Seguir a ditadura da felicidade de ter casa, sucesso profissional e curtidas nega a importância das frustrações
A busca pela felicidade é algo que acompanha o ser humano desde sempre, mas essa ambição parece ter sido simplificada a ponto de ser preciso seguir quase uma receita de bolo. Basta casar, ter filhos, um bom emprego, um corpo “bonito” e viajar, sem esquecer de deixar tudo registrado e com muitas curtidas nas redes sociais. Por outro lado, sem espaço para a infelicidade, a obrigatoriedade do bem-estar deixou os indivíduos culpados por não estarem o tempo todo de bem com a vida.
Necessidade constante de bem-estar adoece as pessoas |
O que muita gente procura hoje são estados eufóricos, explica o filósofo e escritor Mário Sérgio Cortella, em um vídeo na internet. “A posse de bens materiais, de fato, produz uma felicidade rasa, momentânea, episódica, veloz, e aí a pessoa entra num processo obsessivo de imaginar que a ‘consumolatria’ – a posse contínua de coisas – é que vai deixá-la feliz, e isso, sim, leva a um estado de ansiedade constante”, diz.
Esse aparato de comandos que nos ordenam o tempo todo a viver melhor acaba por tentar negar e afastar sentimentos importantes para vida, como a angústia e a tristeza. “As pessoas não aceitam que você esteja triste. E as redes sociais pioram isso. Lá, todo mundo quer mostrar que está bem, que é feliz com tudo e que nada o afeta”, conta a estudante Livian Vieira, 16.
É como se estar triste equivalesse a adoecer, segundo a terapeuta do Instituto Luz Diamante Laura Conde Baeta. Ela trabalha desenvolvendo o despertar da consciência nas pessoas e diz que muitos pacientes têm medo de mostrar o que estão sentindo, com medo de não serem aceitos. “Estar triste é ruim e não pode, mas, na verdade, esse ‘não pode’ já é tristeza”, observa.

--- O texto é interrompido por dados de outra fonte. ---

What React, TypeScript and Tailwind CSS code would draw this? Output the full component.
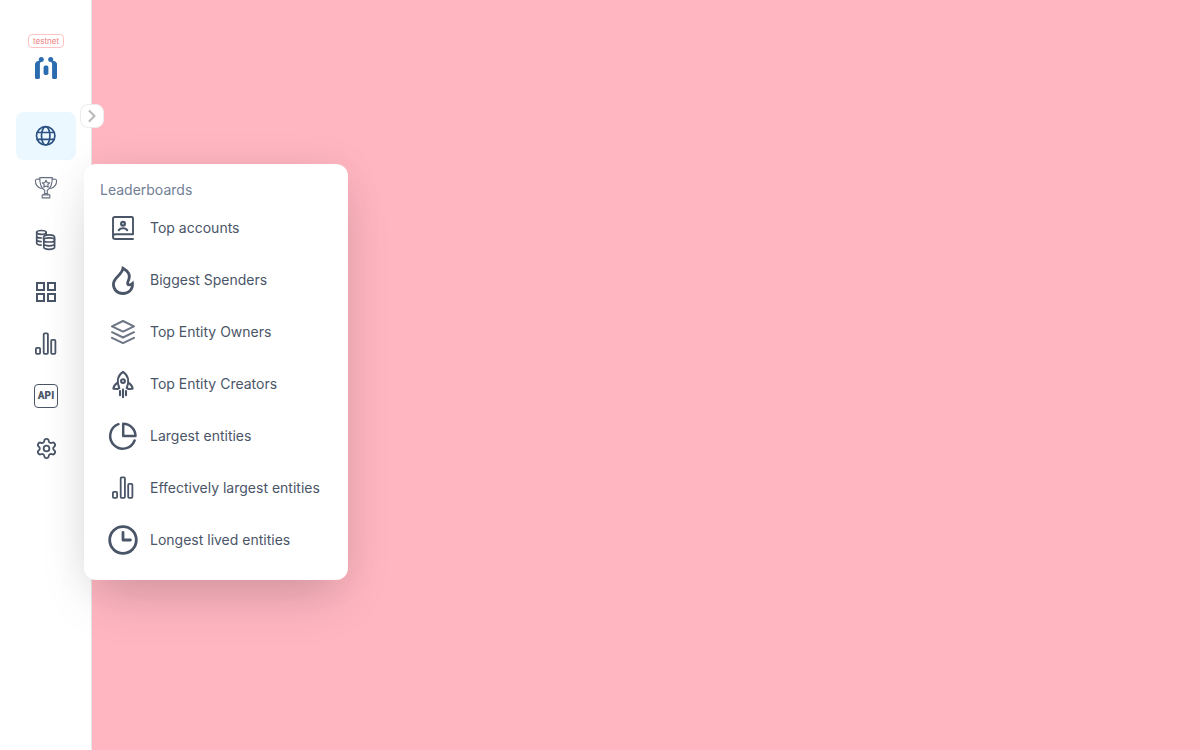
import type { ReactNode } from 'react';
import { ChevronRight, Settings } from 'lucide-react';

function Icon({ children, width = 2 }: { children: ReactNode; width?: number }) {
  return (
    <svg
      viewBox="0 0 30 30"
      className="size-[30px] shrink-0"
      fill="none"
      stroke="currentColor"
      strokeWidth={width}
      strokeLinecap="round"
      strokeLinejoin="round"
      aria-hidden="true"
    >
      {children}
    </svg>
  );
}

const GlobeIcon = () => (
  <Icon width={1.7}>
    <circle cx="14.7" cy="14.8" r="9.2" />
    <ellipse cx="14.7" cy="14.8" rx="4.2" ry="9.2" />
    <path d="M6.3 11.5h16.8M6.3 18.3h16.8" />
  </Icon>
);

const TrophyIcon = () => (
  <span className="opacity-85">
    <Icon width={1.1}>
      <path d="M8.7 4.6h12.6c0 6-.9 10.6-5 12.600v3.300h-2.600v-3.300C9.600 15.200 8.700 10.600 8.700 4.600Z" />
      <path d="M8.800 6.200C6 5.900 4.400 6.300 4.400 7.800c0 4 2.300 6.800 6.200 7.700M21.200 6.200c2.800-.3 4.400.1 4.400 1.600 0 4-2.300 6.800-6.200 7.700" />
      <path d="m15 7.300 1.100 2.300 2.600.3-1.900 1.800.5 2.500-2.300-1.200-2.300 1.200.5-2.500-1.900-1.800 2.600-.3Z" />
      <path d="M11.200 21.900h7.600v3h-7.600ZM13.200 20.500v1.400M16.800 20.500v1.400" />
    </Icon>
  </span>
);

const CoinsIcon = () => (
  <Icon width={1.7}>
    <ellipse cx="10.400" cy="7.400" rx="4.700" ry="1.900" />
    <path d="M5.700 7.400v10.800c0 1 1.800 1.700 4.400 1.900M5.700 11c0 1.200 2 2 4.700 2M5.700 14.600c0 1.200 2 2 4.400 2M15.100 7.400v2" />
    <path d="M12.600 14.300v-1.900c0-1.500 2.400-2.500 5.400-2.500s5.600 1 5.600 2.500v2" />
    <path d="M12.800 14.900c0-1.300 2.400-2.100 5.400-2.100s5.400.8 5.400 2.100-2.400 2.100-5.400 2.100-5.400-.8-5.400-2.100v7.100c0 1.300 2.400 2.300 5.400 2.300s5.400-1 5.400-2.300v-7.100M12.800 18.500c0 1.300 2.400 2.300 5.400 2.300s5.400-1 5.400-2.300" />
  </Icon>
);

const AppsIcon = () => (
  <Icon>
    <path strokeLinejoin="miter" d="M6 6h7v7H6ZM17 6h7v7h-7ZM6 17h7v7H6ZM17 17h7v7h-7Z" />
  </Icon>
);

const BarsIcon = () => (
  <Icon width={1.8}>
    <rect x="4.900" y="18.800" width="4.200" height="6" rx="1" />
    <rect x="12.700" y="4.300" width="4.200" height="20.500" rx="1" />
    <rect x="20.200" y="10.900" width="4.200" height="13.900" rx="1" />
  </Icon>
);

const ApiIcon = () => (
  <span className="flex size-6 items-center justify-center rounded border border-current font-['Roboto',sans-serif] text-[10px] leading-none font-black">
    API
  </span>
);

const AccountsIcon = () => (
  <Icon width={1.9}>
    <path d="M25 21.300V5.200a1.200 1.200 0 0 0-1.200-1.200H6.700A1.700 1.700 0 0 0 5 5.700v18M25 21.300H7.300A2.300 2.300 0 0 0 7.300 26H25" />
    <circle cx="15" cy="10.700" r="1.900" strokeWidth="2.200" />
    <path d="M10.800 17.200c1.800-2.600 6.600-2.600 8.400 0" strokeWidth="2.200" />
  </Icon>
);

const FlameIcon = () => (
  <Icon width={2.8}>
    <path
      strokeLinejoin="miter"
      d="M15 3.200C20.800 6.600 22.400 10.500 20.900 14.300c-.7 1.900-1.600 3-1.300 4.500.4 1.800 2.900 1.400 4.800-.4.600 5.700-3.500 10.100-9.400 10.100-5.700 0-9.600-3.900-9.600-9.300 0-7.200 8.800-9 9.600-16Z"
    />
  </Icon>
);

const LayersIcon = () => (
  <span className="opacity-80">
    <Icon>
      <path d="m15 4 11 5.300-11 5.300L4 9.300ZM4 15.200l11 5.300 11-5.300M4 20.800l11 5.300 11-5.300" />
    </Icon>
  </span>
);

const RocketIcon = () => (
  <Icon width={2.1}>
    <path d="M11.200 19C8.500 12.500 9.700 6.300 15 2.900c5.300 3.400 6.500 9.600 3.800 16.100" />
    <path d="M9.300 13.800c-2.300 1.500-3.700 3.400-3.900 5.900l4.400.3 1.400-1M20.700 13.800c2.300 1.500 3.700 3.400 3.900 5.900l-4.400.3-1.400-1" />
    <circle cx="15" cy="12.100" r="1.900" />
    <path d="M12 22v4.200M15 20.500v7.800M18 22v4.200" />
  </Icon>
);

const PieIcon = () => (
  <Icon width={2.5}>
    <path d="M10.500 3.200A12.600 12.600 0 1 0 26.600 19.500" />
    <path d="M15.200 2.700v12.200h12.300A12.300 12.300 0 0 0 15.200 2.700Z" />
  </Icon>
);

const ClockIcon = () => (
  <Icon width={2.800}>
    <circle cx="15" cy="15" r="13.300" />
    <path d="M15 7.400V15h7.400" />
  </Icon>
);

const boards = [
  { label: 'Top accounts', icon: <AccountsIcon /> },
  { label: 'Biggest Spenders', icon: <FlameIcon /> },
  { label: 'Top Entity Owners', icon: <LayersIcon /> },
  { label: 'Top Entity Creators', icon: <RocketIcon /> },
  { label: 'Largest entities', icon: <PieIcon /> },
  { label: 'Effectively largest entities', icon: <BarsIcon /> },
  { label: 'Longest lived entities', icon: <ClockIcon /> },
];

function LeaderboardsMenu() {
  return (
    <div className="absolute top-0 left-[68px] z-10 min-w-[264px] rounded-xl bg-white p-4 shadow-[0_25px_50px_-12px_rgba(0,0,0,0.17),0_0_40px_rgba(0,0,0,0.06)]">
      <p className="text-sm text-[#718096]">Leaderboards</p>
      <ul className="mt-1 flex flex-col gap-1">
        {boards.map((board) => (
          <li key={board.label}>
            <a href="#" className="flex h-12 items-center gap-3 px-2 text-sm whitespace-nowrap text-[#4a5568]">
              {board.icon}
              {board.label}
            </a>
          </li>
        ))}
      </ul>
    </div>
  );
}

const sections = [
  { label: 'Blockchain', icon: <GlobeIcon />, active: true },
  { label: 'Leaderboards', icon: <TrophyIcon />, menu: <LeaderboardsMenu /> },
  { label: 'Tokens', icon: <CoinsIcon /> },
  { label: 'Apps', icon: <AppsIcon /> },
  { label: 'Charts and stats', icon: <BarsIcon /> },
  { label: 'API', icon: <ApiIcon /> },
  { label: 'Settings', icon: <Settings size={23} strokeWidth={1.9} /> },
];

function Logo() {
  return (
    <svg viewBox="0 0 22 23" className="h-[23px] w-[22px]" fill="#2b6cb0" aria-hidden="true">
      <circle cx="6.300" cy="2.500" r="2.500" />
      <circle cx="15.700" cy="2.500" r="2.500" />
      <path d="M0 6.500 1.500 4.600 4.500 3.500 6 4.500 4.900 6.500V20.500a1.500 1.500 0 0 1-1.500 1.500H1.500A1.500 1.500 0 0 1 0 20.500ZM22 6.500 20.500 4.600 17.500 3.500 16 4.500l1.100 2V20.500a1.500 1.500 0 0 0 1.500 1.500h1.900A1.500 1.500 0 0 0 22 20.500Z" />
      <rect x="8.600" y="8.600" width="4.800" height="9.400" rx="1.800" />
    </svg>
  );
}

export default function App() {
  return (
    <div className="flex min-h-screen bg-[#ffb6c1] font-['Inter',sans-serif]">
      <aside className="relative flex w-[92px] shrink-0 flex-col border-r border-black/10 bg-white px-4 pt-[34px]">
        <a href="#" aria-label="Home" className="flex h-[78px] w-[60px] flex-col items-center gap-[9px]">
          <span className="flex h-3.5 items-center rounded-sm border border-[#fec3c3] px-1 text-[8px] leading-none text-[#ee8080]">
            testnet
          </span>
          <Logo />
        </a>
        <nav>
          <ul className="flex flex-col gap-1">
            {sections.map((section) => (
              <li key={section.label} className="relative">
                <a
                  href="#"
                  aria-label={section.label}
                  className={
                    section.active
                      ? 'flex h-12 w-[60px] items-center justify-center rounded-lg bg-[#ebf8ff] text-[#2c5282]'
                      : 'flex h-12 w-[60px] items-center justify-center rounded-lg text-[#4a5568]'
                  }
                >
                  {section.icon}
                </a>
                {section.menu}
              </li>
            ))}
          </ul>
        </nav>
        <button
          type="button"
          aria-label="Expand sidebar"
          className="absolute top-[104px] -right-[13px] flex size-6 items-center justify-center rounded-lg border border-[#ececec] bg-white text-[#b8b8b8]"
        >
          <ChevronRight size={20} strokeWidth={2.5} className="shrink-0" />
        </button>
      </aside>
      <main className="flex-1" />
    </div>
  );
}
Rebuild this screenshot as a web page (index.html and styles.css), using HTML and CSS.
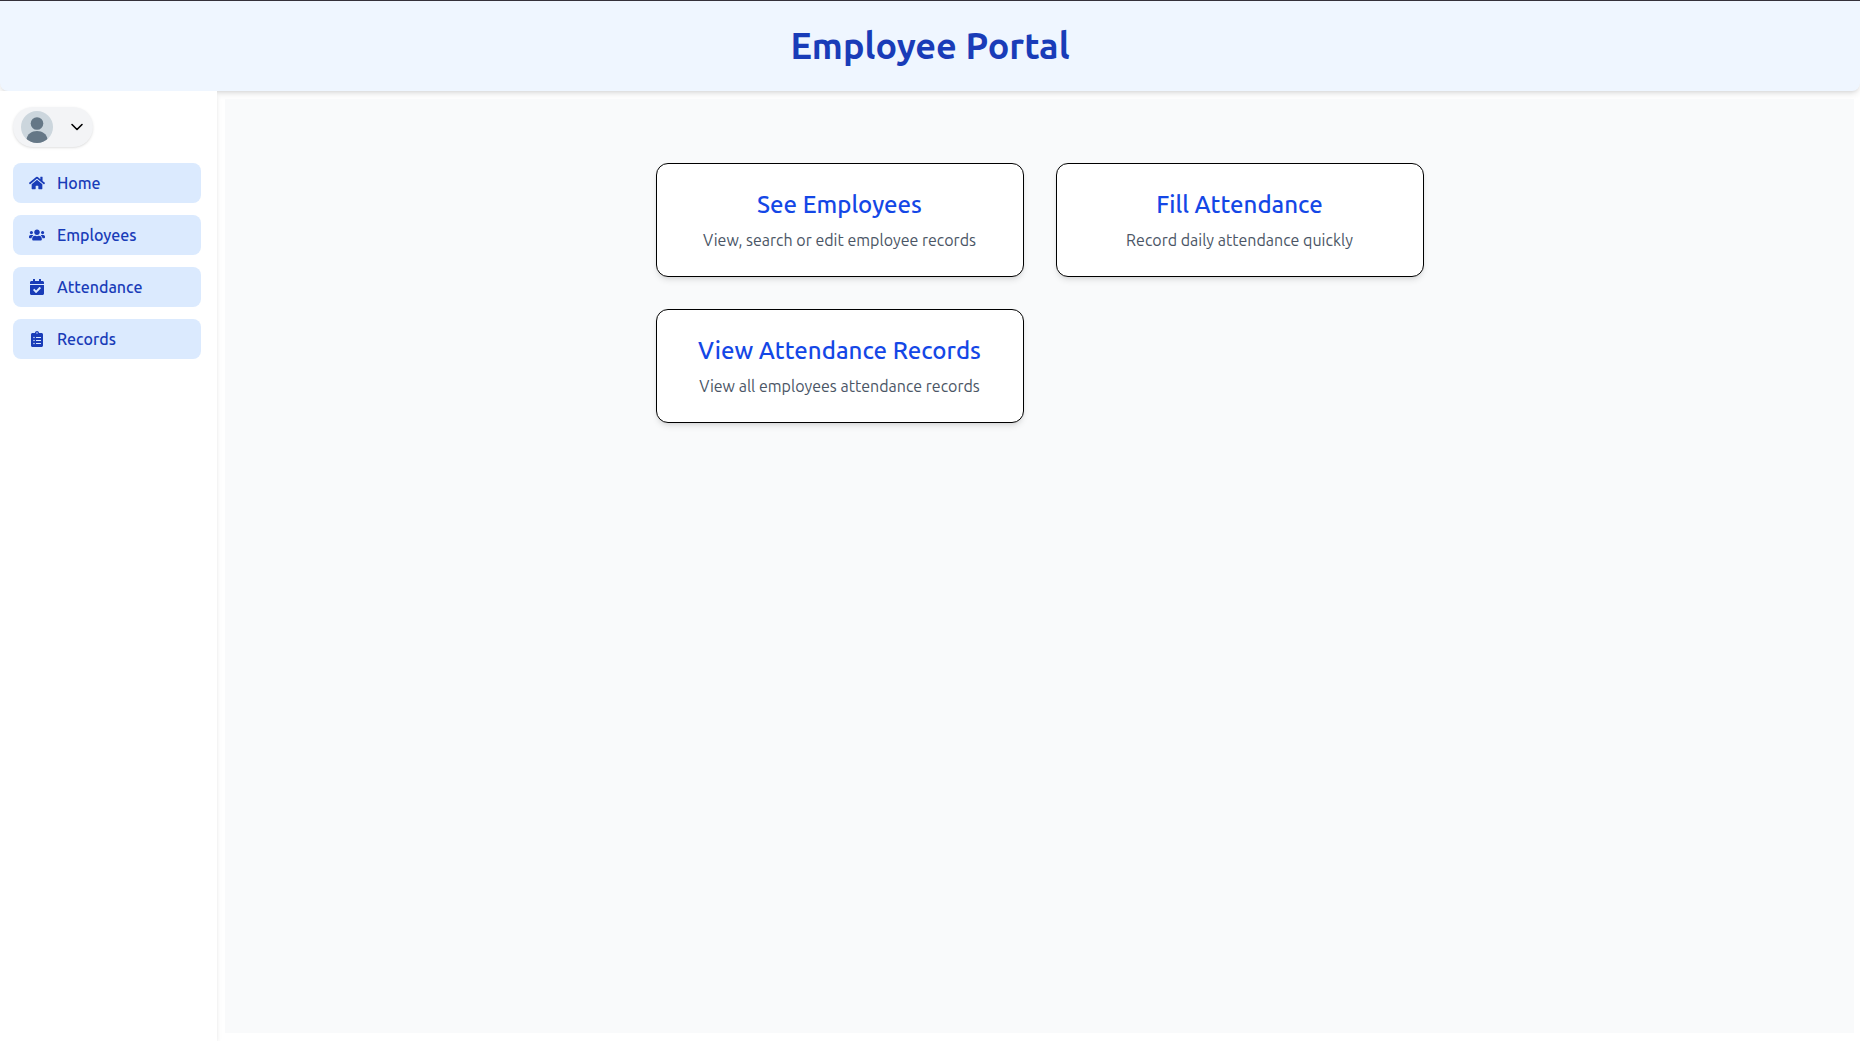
FILE: index.html
```html
<!DOCTYPE html>
<html lang="en">
<head>
<meta charset="utf-8">
<meta name="viewport" content="width=device-width, initial-scale=1">
<title>Employee Portal</title>
<link rel="stylesheet" href="styles.css">
</head>
<body>
<header class="header"><h1 class="title">Employee Portal</h1></header>
<div class="shell">
  <aside class="sidebar">
    <button class="profile" type="button" aria-label="Account menu">
      <svg class="avatar" viewBox="0 0 32 32" aria-hidden="true">
        <defs><clipPath id="disc"><circle cx="16" cy="16" r="16"/></clipPath></defs>
        <g clip-path="url(#disc)">
          <rect width="32" height="32" fill="#ccd6dd"/>
          <circle cx="16" cy="12.5" r="6.3" fill="#657786"/>
          <path d="M5.6 28c.6-4.800 5-8 10.400-8s9.800 3.200 10.400 8v4H5.600z" fill="#657786"/>
        </g>
      </svg>
      <svg class="chevron" viewBox="0 0 16 16" aria-hidden="true"><path d="M3 5.500l5 5 5-5" fill="none" stroke="currentColor" stroke-width="1.600" stroke-linecap="round" stroke-linejoin="round"/></svg>
    </button>
    <nav class="nav">
      <a class="link" href="#home">
        <svg class="icon" viewBox="0 0 576 512" aria-hidden="true"><path d="M280.370 148.260L96 300.110V464a16 16 0 0 0 16 16l112.060-.290a16 16 0 0 0 15.920-16V368a16 16 0 0 1 16-16h64a16 16 0 0 1 16 16v95.640a16 16 0 0 0 16 16.050L464 480a16 16 0 0 0 16-16V300L295.670 148.260a12.190 12.190 0 0 0-15.300 0zM571.600 251.470L488 182.560V44.050a12 12 0 0 0-12-12h-56a12 12 0 0 0-12 12v72.610L318.470 43a48 48 0 0 0-61 0L4.340 251.470a12 12 0 0 0-1.600 16.900l25.500 31A12 12 0 0 0 45.150 301l235.220-193.740a12.190 12.190 0 0 1 15.300 0L530.900 301a12 12 0 0 0 16.900-1.600l25.500-31a12 12 0 0 0-1.700-16.930z"/></svg>
        Home
      </a>
      <a class="link" href="#employees">
        <svg class="icon" viewBox="0 0 640 512" aria-hidden="true"><path d="M96 224c35.300 0 64-28.700 64-64s-28.700-64-64-64-64 28.700-64 64 28.700 64 64 64zm448 0c35.300 0 64-28.700 64-64s-28.700-64-64-64-64 28.700-64 64 28.700 64 64 64zm32 32h-64c-17.600 0-33.500 7.100-45.100 18.600 40.300 22.100 68.900 62 75.100 109.400h66c17.700 0 32-14.300 32-32v-32c0-35.300-28.700-64-64-64zm-256 0c61.900 0 112-50.100 112-112S381.900 32 320 32 208 82.100 208 144s50.100 112 112 112zm76.800 32h-8.300c-20.800 10-43.900 16-68.500 16s-47.600-6-68.500-16h-8.300C179.600 288 128 339.600 128 403.200V432c0 26.500 21.500 48 48 48h288c26.500 0 48-21.500 48-48v-28.800c0-63.600-51.600-115.200-115.200-115.200zm-223.700-13.400C161.500 263.100 145.600 256 128 256H64c-35.300 0-64 28.700-64 64v32c0 17.700 14.300 32 32 32h65.900c6.300-47.400 34.900-87.300 75.200-109.400z"/></svg>
        Employees
      </a>
      <a class="link" href="#attendance">
        <svg class="icon" viewBox="0 0 448 512" aria-hidden="true"><path d="M436 160H12c-6.627 0-12-5.373-12-12v-36c0-26.510 21.490-48 48-48h48V12c0-6.627 5.373-12 12-12h40c6.627 0 12 5.373 12 12v52h128V12c0-6.627 5.373-12 12-12h40c6.627 0 12 5.373 12 12v52h48c26.510 0 48 21.490 48 48v36c0 6.627-5.373 12-12 12zM12 192h424c6.627 0 12 5.373 12 12v260c0 26.510-21.490 48-48 48H48c-26.510 0-48-21.490-48-48V204c0-6.627 5.373-12 12-12zm333.296 95.947l-28.169-28.398c-4.667-4.705-12.265-4.736-16.970-.068L194.120 364.665l-45.980-46.352c-4.667-4.705-12.265-4.736-16.970-.068l-28.397 28.169c-4.705 4.667-4.736 12.265-.068 16.970l82.601 83.269c4.667 4.705 12.265 4.736 16.970.068l142.953-141.805c4.704-4.667 4.735-12.265.067-16.969z"/></svg>
        Attendance
      </a>
      <a class="link" href="#records">
        <svg class="icon" viewBox="0 0 384 512" aria-hidden="true"><path d="M336 64h-80c0-35.300-28.700-64-64-64s-64 28.700-64 64H48C21.500 64 0 85.500 0 112v352c0 26.500 21.500 48 48 48h288c26.500 0 48-21.500 48-48V112c0-26.500-21.500-48-48-48zM96 424c-13.300 0-24-10.700-24-24s10.700-24 24-24 24 10.700 24 24-10.700 24-24 24zm0-96c-13.300 0-24-10.700-24-24s10.700-24 24-24 24 10.700 24 24-10.700 24-24 24zm0-96c-13.300 0-24-10.700-24-24s10.700-24 24-24 24 10.700 24 24-10.700 24-24 24zm96-192c13.300 0 24 10.700 24 24s-10.700 24-24 24-24-10.700-24-24 10.700-24 24-24zm128 368c0 4.400-3.600 8-8 8H168c-4.400 0-8-3.600-8-8v-16c0-4.400 3.600-8 8-8h144c4.400 0 8 3.600 8 8v16zm0-96c0 4.400-3.600 8-8 8H168c-4.400 0-8-3.600-8-8v-16c0-4.400 3.600-8 8-8h144c4.400 0 8 3.600 8 8v16zm0-96c0 4.400-3.600 8-8 8H168c-4.400 0-8-3.600-8-8v-16c0-4.400 3.600-8 8-8h144c4.400 0 8 3.600 8 8v16z"/></svg>
        Records
      </a>
    </nav>
  </aside>
  <main class="main">
    <div class="panel">
      <div class="cards">
        <a class="card" href="#employees"><h2 class="card-title">See Employees</h2><p class="card-text">View, search or edit employee records</p></a>
        <a class="card" href="#attendance"><h2 class="card-title">Fill Attendance</h2><p class="card-text">Record daily attendance quickly</p></a>
        <a class="card" href="#records"><h2 class="card-title">View Attendance Records</h2><p class="card-text">View all employees attendance records</p></a>
      </div>
    </div>
  </main>
</div>
</body>
</html>
```
FILE: styles.css
```css
*, *::before, *::after { box-sizing: border-box; }

body {
  margin: 0;
  min-height: 100vh;
  display: flex;
  flex-direction: column;
  border-top: 1px solid #34313a;
  background: #fff;
  font: 400 16px/24px Ubuntu, "Noto Sans", sans-serif;
}

h1, h2, p { margin: 0; }
a { color: inherit; text-decoration: none; }

.header {
  padding: 24px;
  border-radius: 0 0 8px 8px;
  background: #eff6ff;
  box-shadow: 0 4px 6px -1px rgb(0 0 0 / 0.1), 0 2px 4px -2px rgb(0 0 0 / 0.1);
  text-align: center;
}
.title { color: #193cb8; font-size: 36px; font-weight: 600; line-height: 42px; }

.shell { flex: 1; display: flex; }

.sidebar {
  position: relative;
  flex: none;
  width: 217px;
  padding: 16px 16px 16px 13px;
  background: #fff;
  box-shadow: 0 4px 6px -1px rgb(0 0 0 / 0.1), 0 2px 4px -2px rgb(0 0 0 / 0.1);
  clip-path: inset(0 -8px 0 0);
}

.profile {
  display: flex;
  align-items: center;
  gap: 16px;
  padding: 4px 8px;
  border: 0;
  border-radius: 20px;
  background: #f3f4f6;
  color: #000;
  box-shadow: 0 1px 3px rgb(0 0 0 / 0.1), 0 1px 2px -1px rgb(0 0 0 / 0.1);
  cursor: pointer;
}
.avatar { width: 32px; height: 32px; }
.chevron { width: 16px; height: 16px; }

.nav { display: flex; flex-direction: column; gap: 12px; margin-top: 16px; }
.link {
  display: flex;
  align-items: center;
  gap: 12px;
  padding: 8px 16px;
  border-radius: 8px;
  background: #dbeafe;
  color: #193cb8;
  font-weight: 500;
}
.icon { width: 16px; height: 16px; fill: currentColor; }

.main { flex: 1; display: flex; padding: 8px 6px 8px 8px; }
.panel { flex: 1; padding: 64px 24px; background: #f9fafb; }
.cards {
  display: grid;
  grid-template-columns: repeat(2, 1fr);
  gap: 32px;
  max-width: 768px;
  margin: 0 auto;
}
.card {
  padding: 24px;
  border: 1px solid #000;
  border-radius: 12px;
  background: #fff;
  box-shadow: 0 4px 6px -1px rgb(0 0 0 / 0.1), 0 2px 4px -2px rgb(0 0 0 / 0.1);
  text-align: center;
}
.card-title { margin-bottom: 6px; color: #1447e6; font-size: 24px; font-weight: 500; line-height: 34px; }
.card-text { color: #4a5565; font-size: 16px; font-weight: 400; }
```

Ela conta que atendeu uma jovem de 21 anos com síndrome de Down que estava reclamando que não era feliz por conta de sua condição. “As pessoas acham que ser feliz é ter isso, fazer aquilo, que a felicidade está condicionada. E, no caso dela, ela não poderia ser feliz por causa da síndrome. Tive que ir mostrando que não quer dizer que todo mundo que, para ela, era normal também era feliz”, relata.
A própria tristeza tem sua importância, diz a terapeuta. “Deixar de vivê-la é negar a condição humana. No dia em que meu pai morreu, eu estava dirigindo sabendo que naquele momento eu estava triste, mas percebendo que, dentro de mim, minha felicidade não havia deixado de existir”, diz.
Culpa. No ensaio “The Happiness Industry” (“A Indústria da Felicidade”), o acadêmico britânico William Davies constatou que a situação se agravou a partir do momento em que se formou em torno dessa “imposição social” toda uma cadeia econômica para mensurar esse estado de plenitude tão almejado por todos.
O problema é que essa busca incessante gera a culpabilização do indivíduo por não se sentir completamente feliz. Com isso, nos consultórios se multiplicam os pacientes insatisfeitos por não alcançarem esse padrão, como se fosse a “chave” para a felicidade. Segundo a psicoterapeuta Solange Rolla, muitos já chegam para serem atendidos com quadros de adoecimento, como depressão e crises de ansiedade.
“O que essa cultura faz é um ‘estupro’ na nossa consciência. Querer que a gente encontre um ideal que está longe de ser real. Às vezes, a pessoa está angustiada porque não tem um ‘par perfeito’, não tem a saúde maravilhosa, não está realizada profissionalmente, gerando uma frustração que adoece”, afirma.
Para trazer um pouco de leveza, a especialista tenta brincar com esses pacientes. “Costumo dizer que, se essa pessoa quer um mundo ideal, sinto muito, mas ela errou de planeta, porque o nosso é o da dualidade, desde as coisas mais concretas: dia e noite, quente e frio, doce e amargo, nascimento e morte. Ou seja, eu só sei o que é felicidade e bem-estar por saber também o que não é”, explica.
Expectativas. A filosofia, segundo Cortella, tem uma fórmula antiga que serve até de anedota: “Felicidade é igual realidade menos expectativas”. E complementa: “A felicidade é uma vibração intensa que você sente, uma vitalidade exuberante, mas ela não é um estado contínuo. São instantes, episódios em que você sente a vida te levar ao máximo. Vem daquilo que é essencial, amizade, lealdade, fraternidade, sexualidade e religiosidade”, ressalta.